Third, how does this affect Advent's deployment pace in Asia? Partner bandwidth is a real constraint. Adding a partner doesn't just increase capacity — it changes deal evaluation speed, negotiating authority, and portfolio oversight dynamics. If Zhang was previously splitting time between deal origination and portfolio management, his promotion might free up bandwidth elsewhere on the team.
Fourth, what's the exit timeline for Advent's existing Asia portfolio? Private equity firms don't promote partners just to do more deals — they promote them to manage exits and deliver returns. Zhang's elevation could be timed to a wave of exits planned for 2025-2026, particularly if Advent's Asia investments from 2019-2021 are approaching the typical hold period end.
For limited partners invested in Advent's funds, Zhang's promotion should read as continuity and commitment. The firm isn't parachuting in outsiders or cycling through senior hires — it's building a stable, experienced team in a market where stability is rare. That's what LPs want to see, especially in Asia, where institutional knowledge and local relationships determine whether deals happen or fall apart.
For Advent, the promotion is both tactical and strategic. Tactically, Zhang can now lead deals independently, sign term sheets, and represent the firm in partner-level negotiations. Strategically, his elevation signals to the market — and to competitors — that Advent is staffed, capitalized, and active in Asia for the long term. That matters when deal sourcing often comes down to which firm a founder or family office trusts to move quickly and close reliably.

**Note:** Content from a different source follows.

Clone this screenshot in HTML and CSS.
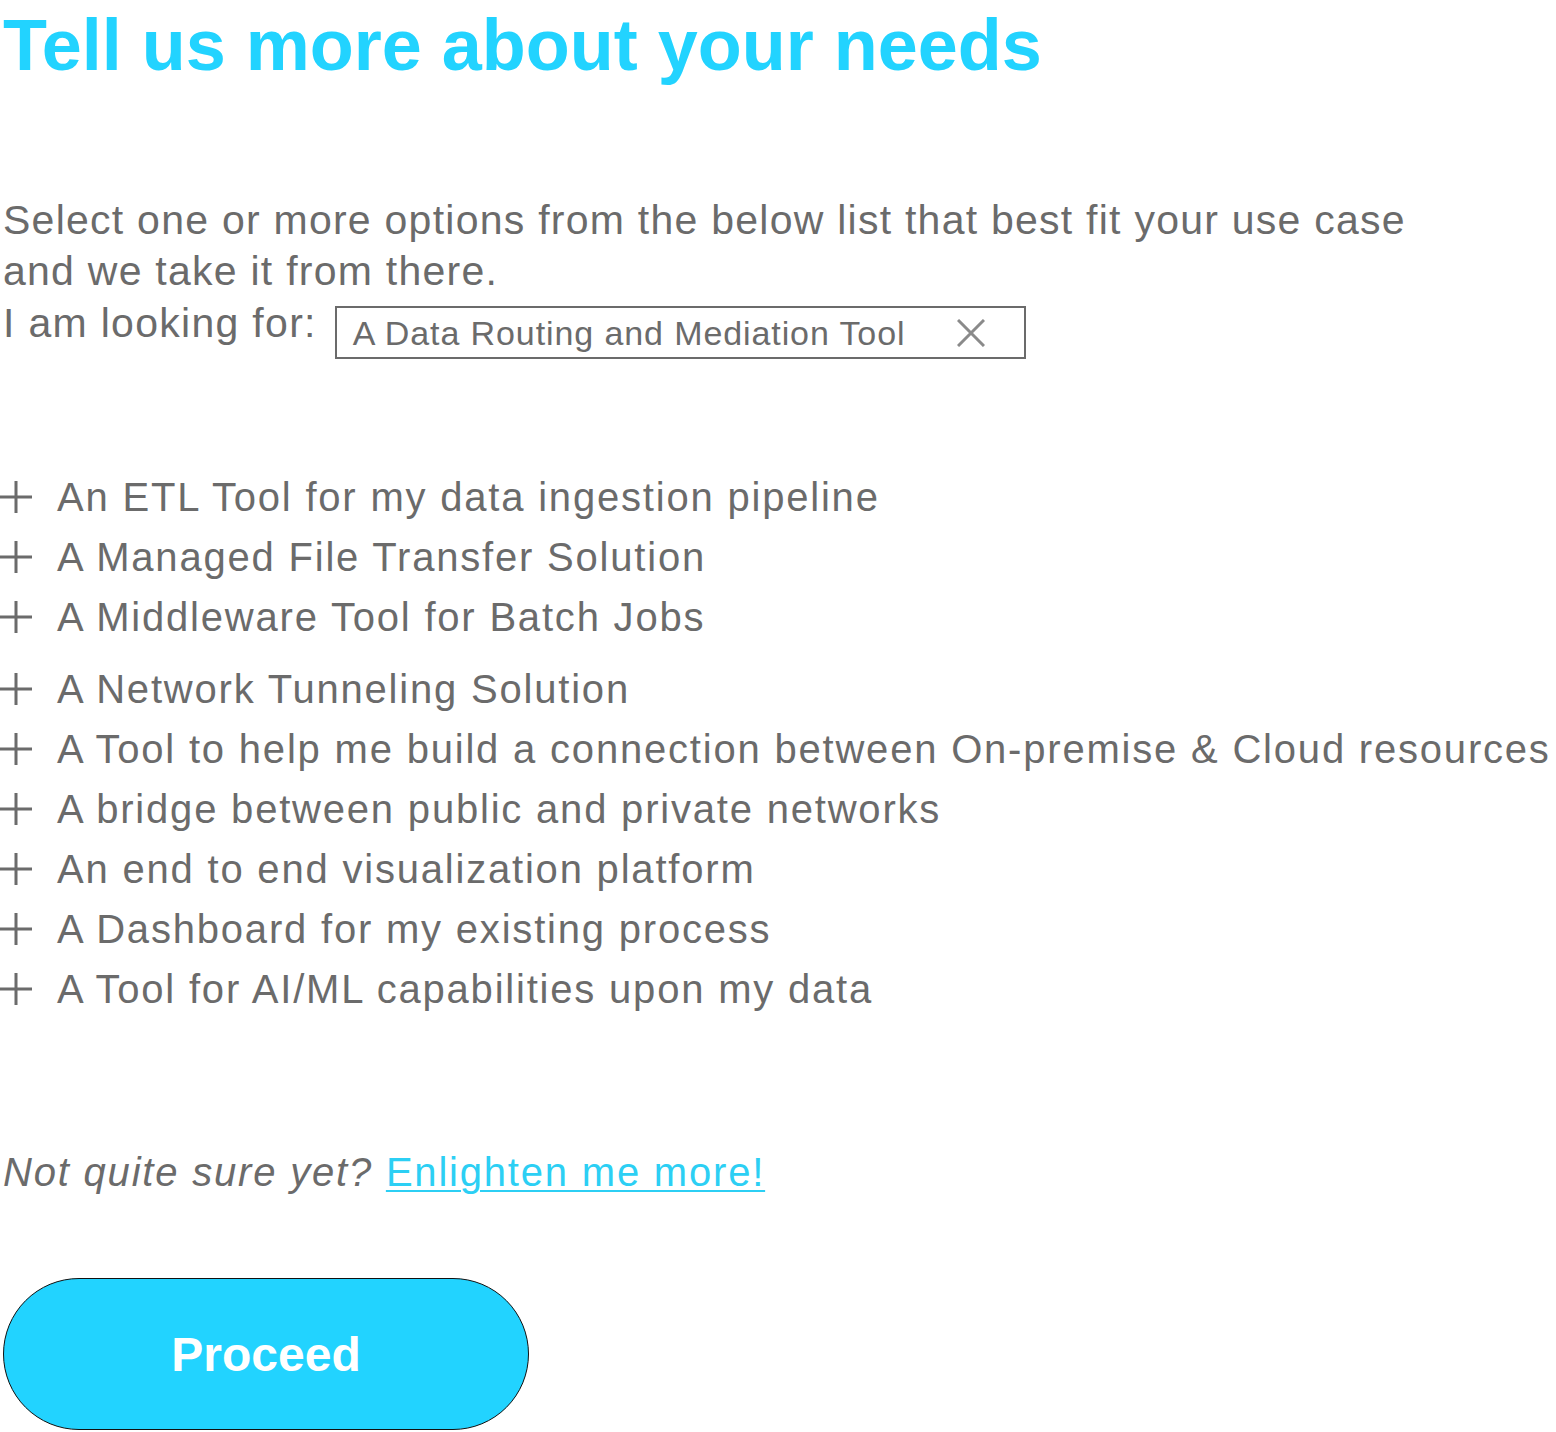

But the real measure of success won't come from the promotion announcement. It'll come from the deals Zhang leads, the returns those deals generate, and whether Advent's Asia portfolio outperforms or underperforms over the next five years. In private equity, promotions are forward-looking bets. Zhang's track record will determine whether this one pays off.
For now, the move positions Advent to compete more aggressively in a region where capital is abundant but execution is hard. And in private equity, that's where the returns are made.